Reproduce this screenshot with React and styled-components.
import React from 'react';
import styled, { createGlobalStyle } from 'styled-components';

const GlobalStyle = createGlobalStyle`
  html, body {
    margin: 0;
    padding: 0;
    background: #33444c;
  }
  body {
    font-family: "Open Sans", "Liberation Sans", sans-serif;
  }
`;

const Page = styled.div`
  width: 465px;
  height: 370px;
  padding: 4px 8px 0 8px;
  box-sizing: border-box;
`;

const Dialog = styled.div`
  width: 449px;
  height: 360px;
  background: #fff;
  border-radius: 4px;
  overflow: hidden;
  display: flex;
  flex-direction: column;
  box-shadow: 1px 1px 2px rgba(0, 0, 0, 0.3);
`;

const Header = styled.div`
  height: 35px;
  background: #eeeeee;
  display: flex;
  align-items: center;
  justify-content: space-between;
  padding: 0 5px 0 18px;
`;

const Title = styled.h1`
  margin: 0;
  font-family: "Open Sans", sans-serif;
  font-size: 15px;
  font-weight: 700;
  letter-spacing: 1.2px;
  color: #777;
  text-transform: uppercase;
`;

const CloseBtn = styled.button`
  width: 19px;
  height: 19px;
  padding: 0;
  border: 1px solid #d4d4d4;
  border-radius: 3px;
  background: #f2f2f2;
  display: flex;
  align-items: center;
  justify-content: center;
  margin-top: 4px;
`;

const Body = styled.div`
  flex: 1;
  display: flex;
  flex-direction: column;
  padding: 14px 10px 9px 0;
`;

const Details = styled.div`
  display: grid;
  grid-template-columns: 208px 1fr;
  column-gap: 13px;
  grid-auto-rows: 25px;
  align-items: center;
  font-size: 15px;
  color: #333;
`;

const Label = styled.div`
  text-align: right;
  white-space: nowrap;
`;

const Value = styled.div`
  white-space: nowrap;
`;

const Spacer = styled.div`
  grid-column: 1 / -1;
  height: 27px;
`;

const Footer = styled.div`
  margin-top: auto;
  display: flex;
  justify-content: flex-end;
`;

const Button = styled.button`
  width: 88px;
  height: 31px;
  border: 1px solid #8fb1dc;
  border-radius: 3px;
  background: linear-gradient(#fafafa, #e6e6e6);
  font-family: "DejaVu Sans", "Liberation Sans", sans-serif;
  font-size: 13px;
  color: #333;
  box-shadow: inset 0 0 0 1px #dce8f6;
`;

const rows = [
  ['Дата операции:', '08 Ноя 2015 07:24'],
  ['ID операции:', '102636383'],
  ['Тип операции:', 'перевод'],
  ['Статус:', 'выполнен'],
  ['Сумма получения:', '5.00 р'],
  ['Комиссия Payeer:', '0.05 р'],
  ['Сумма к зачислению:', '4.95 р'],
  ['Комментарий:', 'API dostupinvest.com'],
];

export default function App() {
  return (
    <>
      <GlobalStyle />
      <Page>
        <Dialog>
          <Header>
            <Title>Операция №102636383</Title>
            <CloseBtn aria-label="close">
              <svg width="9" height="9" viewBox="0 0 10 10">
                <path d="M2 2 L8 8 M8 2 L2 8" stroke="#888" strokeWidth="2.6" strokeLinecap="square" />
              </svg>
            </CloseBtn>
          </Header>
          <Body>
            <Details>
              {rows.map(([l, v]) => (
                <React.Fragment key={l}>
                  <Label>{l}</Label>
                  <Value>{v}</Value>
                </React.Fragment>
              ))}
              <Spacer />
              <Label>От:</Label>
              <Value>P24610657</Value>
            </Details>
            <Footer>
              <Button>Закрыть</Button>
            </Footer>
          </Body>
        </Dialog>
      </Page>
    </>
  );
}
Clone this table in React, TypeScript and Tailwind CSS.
========================================
What the task asks: Write out the full listing exactly as given.

Written solution:
Reproduce this screenshot with React and styled-components.
import React from 'react';
import styled, { createGlobalStyle } from 'styled-components';

const GlobalStyle = createGlobalStyle`
  html, body {
    margin: 0;
    padding: 0;
    background: #33444c;
  }
  body {
    font-family: "Open Sans", "Liberation Sans", sans-serif;
  }
`;

const Page = styled.div`
  width: 465px;
  height: 370px;
  padding: 4px 8px 0 8px;
  box-sizing: border-box;
`;

const Dialog = styled.div`
  width: 449px;
  height: 360px;
  background: #fff;
  border-radius: 4px;
  overflow: hidden;
  display: flex;
  flex-direction: column;
  box-shadow: 1px 1px 2px rgba(0, 0, 0, 0.3);
`;

const Header = styled.div`
  height: 35px;
  background: #eeeeee;
  display: flex;
  align-items: center;
  justify-content: space-between;
  padding: 0 5px 0 18px;
`;

const Title = styled.h1`
  margin: 0;
  font-family: "Open Sans", sans-serif;
  font-size: 15px;
  font-weight: 700;
  letter-spacing: 1.2px;
  color: #777;
  text-transform: uppercase;
`;

const CloseBtn = styled.button`
  width: 19px;
  height: 19px;
  padding: 0;
  border: 1px solid #d4d4d4;
  border-radius: 3px;
  background: #f2f2f2;
  display: flex;
  align-items: center;
  justify-content: center;
  margin-top: 4px;
`;

const Body = styled.div`
  flex: 1;
  display: flex;
  flex-direction: column;
  padding: 14px 10px 9px 0;
`;

const Details = styled.div`
  display: grid;
  grid-template-columns: 208px 1fr;
  column-gap: 13px;
  grid-auto-rows: 25px;
  align-items: center;
  font-size: 15px;
  color: #333;
`;

const Label = styled.div`
  text-align: right;
  white-space: nowrap;
`;

const Value = styled.div`
  white-space: nowrap;
`;

const Spacer = styled.div`
  grid-column: 1 / -1;
  height: 27px;
`;

const Footer = styled.div`
  margin-top: auto;
  display: flex;
  justify-content: flex-end;
`;

const Button = styled.button`
  width: 88px;
  height: 31px;
  border: 1px solid #8fb1dc;
  border-radius: 3px;
  background: linear-gradient(#fafafa, #e6e6e6);
  font-family: "DejaVu Sans", "Liberation Sans", sans-serif;
  font-size: 13px;
  color: #333;
  box-shadow: inset 0 0 0 1px #dce8f6;
`;

const rows = [
  ['Дата операции:', '08 Ноя 2015 07:24'],
  ['ID операции:', '102636383'],
  ['Тип операции:', 'перевод'],
  ['Статус:', 'выполнен'],
  ['Сумма получения:', '5.00 р'],
  ['Комиссия Payeer:', '0.05 р'],
  ['Сумма к зачислению:', '4.95 р'],
  ['Комментарий:', 'API dostupinvest.com'],
];

export default function App() {
  return (
    <>
      <GlobalStyle />
      <Page>
        <Dialog>
          <Header>
            <Title>Операция №102636383</Title>
            <CloseBtn aria-label="close">
              <svg width="9" height="9" viewBox="0 0 10 10">
                <path d="M2 2 L8 8 M8 2 L2 8" stroke="#888" strokeWidth="2.6" strokeLinecap="square" />
              </svg>
            </CloseBtn>
          </Header>
          <Body>
            <Details>
              {rows.map(([l, v]) => (
                <React.Fragment key={l}>
                  <Label>{l}</Label>
                  <Value>{v}</Value>
                </React.Fragment>
              ))}
              <Spacer />
              <Label>От:</Label>
              <Value>P24610657</Value>
            </Details>
            <Footer>
              <Button>Закрыть</Button>
            </Footer>
          </Body>
        </Dialog>
      </Page>
    </>
  );
}
Clone this table in React, TypeScript and Tailwind CSS.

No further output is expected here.